⑦結論として、消費者物価の上昇を抑えるため、円安に歯止めをかけなければならない(意見)


 現在の消費者物価の上昇を抑える、というためだけなら、円安に歯止めをかけることは間違いではない。先述したように、CPIの上昇はエネルギーコストの上昇の占める割合が高い。これ以上のエネルギーコストの上昇を回避することは正しい。しかし、エネルギーコストの上昇は円安だけが理由ではない。
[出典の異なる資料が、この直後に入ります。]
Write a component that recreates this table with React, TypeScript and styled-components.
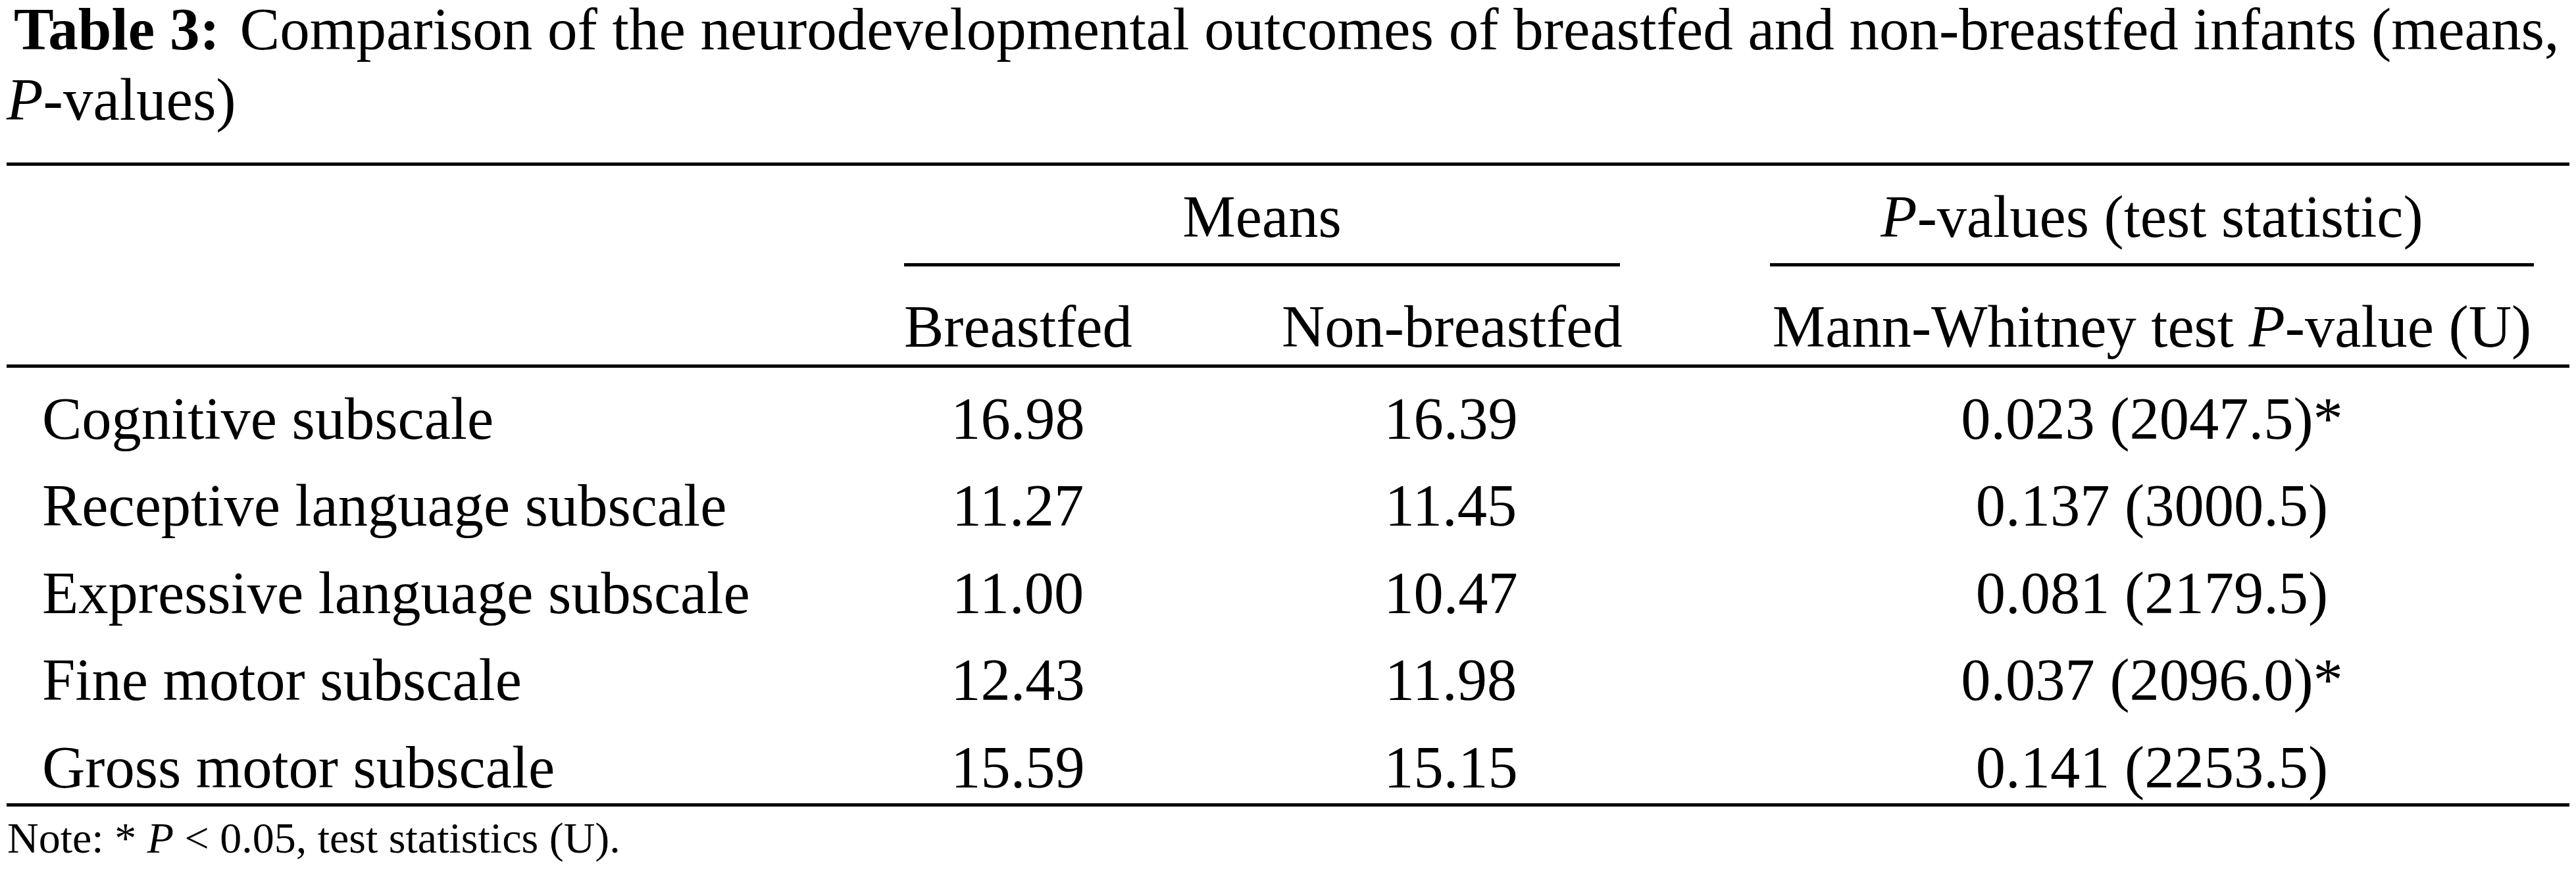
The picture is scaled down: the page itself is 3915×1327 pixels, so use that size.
import React from "react";
import styled, { createGlobalStyle } from "styled-components";

const Global = createGlobalStyle`
  html, body {
    margin: 0;
    padding: 0;
    background: #ffffff;
  }
  body {
    font-family: "Liberation Serif", "Times New Roman", serif;
    color: #000000;
    overflow: hidden;
  }
`;

const Page = styled.div`
  width: 3895px;
  padding: 0 10px;
`;

const Title = styled.div`
  font-size: 91px;
  line-height: 107px;
  margin-top: -9px;
  text-indent: 11px;
  white-space: nowrap;
`;

const TitleLabel = styled.b`
  font-weight: 700;
  margin-right: 8px;
`;

const I = styled.i`
  font-style: italic;
`;

const Rule = styled.div<{ $gap?: number }>`
  height: 5px;
  background: #000000;
  margin-top: ${(p) => p.$gap ?? 0}px;
`;

const COLUMNS = "1364px 346px 228px 514px 228px 1161px 1fr";

const HeadGrid = styled.div`
  display: grid;
  grid-template-columns: ${COLUMNS};
  font-size: 90.5px;
  line-height: 100px;
`;

const GroupHead = styled.div<{ $from: number; $to: number }>`
  grid-row: 1;
  grid-column: ${(p) => p.$from} / ${(p) => p.$to};
  text-align: center;
  padding: 27.5px 0 20.5px;
  border-bottom: 5px solid #000000;
  white-space: nowrap;
`;

const ColHead = styled.div<{ $col: number }>`
  grid-row: 2;
  grid-column: ${(p) => p.$col};
  text-align: center;
  padding: 42px 0 7px;
  white-space: nowrap;
`;

const BodyGrid = styled.div`
  display: grid;
  grid-template-columns: ${COLUMNS};
  row-gap: 32.5px;
  padding: 27.5px 0 4.5px;
  font-size: 90.5px;
  line-height: 100px;
`;

const LabelCell = styled.div`
  grid-column: 1;
  padding-left: 54px;
  white-space: nowrap;
`;

const ValueCell = styled.div<{ $col: number }>`
  grid-column: ${(p) => p.$col};
  text-align: center;
  white-space: nowrap;
`;

const Note = styled.div`
  font-size: 66px;
  line-height: 76px;
  margin-top: 9.7px;
  padding-left: 1px;
  white-space: nowrap;
`;

type Row = {
  label: string;
  breastfed: string;
  nonBreastfed: string;
  p: string;
};

const rows: Row[] = [
  { label: "Cognitive subscale", breastfed: "16.98", nonBreastfed: "16.39", p: "0.023 (2047.5)*" },
  { label: "Receptive language subscale", breastfed: "11.27", nonBreastfed: "11.45", p: "0.137 (3000.5)" },
  { label: "Expressive language subscale", breastfed: "11.00", nonBreastfed: "10.47", p: "0.081 (2179.5)" },
  { label: "Fine motor subscale", breastfed: "12.43", nonBreastfed: "11.98", p: "0.037 (2096.0)*" },
  { label: "Gross motor subscale", breastfed: "15.59", nonBreastfed: "15.15", p: "0.141 (2253.5)" },
];

export default function App() {
  return (
    <Page>
      <Global />
      <Title>
        <TitleLabel>Table 3:</TitleLabel> Comparison of the neurodevelopmental outcomes of breastfed and
        non-breastfed infants (means,
        <br />
        <I>P</I>-values)
      </Title>
      <Rule $gap={42} />
      <HeadGrid>
        <GroupHead $from={2} $to={5}>Means</GroupHead>
        <GroupHead $from={6} $to={7}>
          <I>P</I>-values (test statistic)
        </GroupHead>
        <ColHead $col={2}>Breastfed</ColHead>
        <ColHead $col={4}>Non-breastfed</ColHead>
        <ColHead $col={6}>
          Mann-Whitney test <I>P</I>-value (U)
        </ColHead>
      </HeadGrid>
      <Rule />
      <BodyGrid>
        {rows.map((r) => (
          <React.Fragment key={r.label}>
            <LabelCell>{r.label}</LabelCell>
            <ValueCell $col={2}>{r.breastfed}</ValueCell>
            <ValueCell $col={4}>{r.nonBreastfed}</ValueCell>
            <ValueCell $col={6}>{r.p}</ValueCell>
          </React.Fragment>
        ))}
      </BodyGrid>
      <Rule />
      <Note>
        Note: * <I>P</I> &lt; 0.05, test statistics (U).
      </Note>
    </Page>
  );
}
停止状態の原発、日本のエネルギー輸入方法の失敗(他の先進国等と比べて、割高と言われている)、原油・天然ガス価格の高止まり、地政学的要因なども理由になる。

 

 加えて、現在の経済上昇期待のエンジンは間違いなく、円安である。日本はやはり輸出で稼ぐ国である以上、円安は多くの企業に取ってプラス効果が高い。もちろん、円安の加速度的な持続や行き過ぎは、「メリット < デメリット」となるため、回避につながる政策が必要となる。

 

 しかしここでは、円安のメリットに触れることなく、単に「現在のCPI上昇を抑制するため」という理由だけで、円安回避が良い方法であるとしている。どんな政策も、良い面と悪い面(良い現象、悪い現象)を併せ持つ。CPI上昇抑制のために円安回避が良いとしても、他の影響要因を考慮して判断することが必要である。

 

 従って、氏の意見は、非常に狭い一点のみを考慮した意見であり、全体の最適につながるとは言えない。

 他にも、こんな私見を展開している。

 

・「消費者物価上昇率の上昇が期待される場合には、名目利子率が上昇する。いま買わずに貯金しても、将来の元利合計が多くなるから、いまと同量を将来買うことができる。したがって、買い急ぎは生じないのである。」(原文のまま)

 

 ここで言っていることは、名目的に価格が上昇しても、現在ある現金を貯金しておけば、価格上昇と同じくらい利子によって現金残高が増えるから、買い急ぎは発生しない、ということである。これは貯金のある人かつ冷静に経済の先行きを見据えた分析のできる人には、当てはまらないとは言わない。しかし、消費するのに、経済モデルの前提条件のようなものが適合するであろうか?しかも、日本において、銀行利子率と物価上昇率はおそらく、「物価上昇率 > 銀行利子率」の関係となる。貯金のない人はどうするのか?車や住宅はローンではなく、一括現金で買うのか?疑問は尽きない。

 

・「住宅投資、在庫投資、公共事業の成長寄与度の和は、0.9%である。言い換えれば、これらがなければ、7~9月期の実質GDPの対前期比は▲0.4%となっていたはずだ。これが現在の日本経済の実力だ。」(原文のまま)

 

 他の期や指標をまったく考慮することなく、言い切っている。氏は1次速報値をベースにしているが、この1次速報値の寄与度には、「財貨・サービスの純輸出」▲0.5という数値もある。実質GDPを押し下げたのは、輸入の増加と輸出の停滞である。この大きな数値にまったく触れずに、都合の良い数値だけを抜き出して、私見の正当性を脚色している。アンフェアな意見であるとともに、読者に間違った印象を与えている。

 

 以上が私なりの視点による氏の記事への疑問と反証である。オーソライズされた評論家や著者の記事は読者から、「正しいであろう」との先入観を持って読まれる。特に日経新聞や東洋経済、週刊ダイヤモンドといった著名なビジネス誌になればなおさらである。しかしである。その内容が正しいかどうかを自分自身で判断し、本当か?と自問しながら読むことが大切であると考える。義務的にさらっと読み、分かった気になることは危険であることを氏の記事は示している。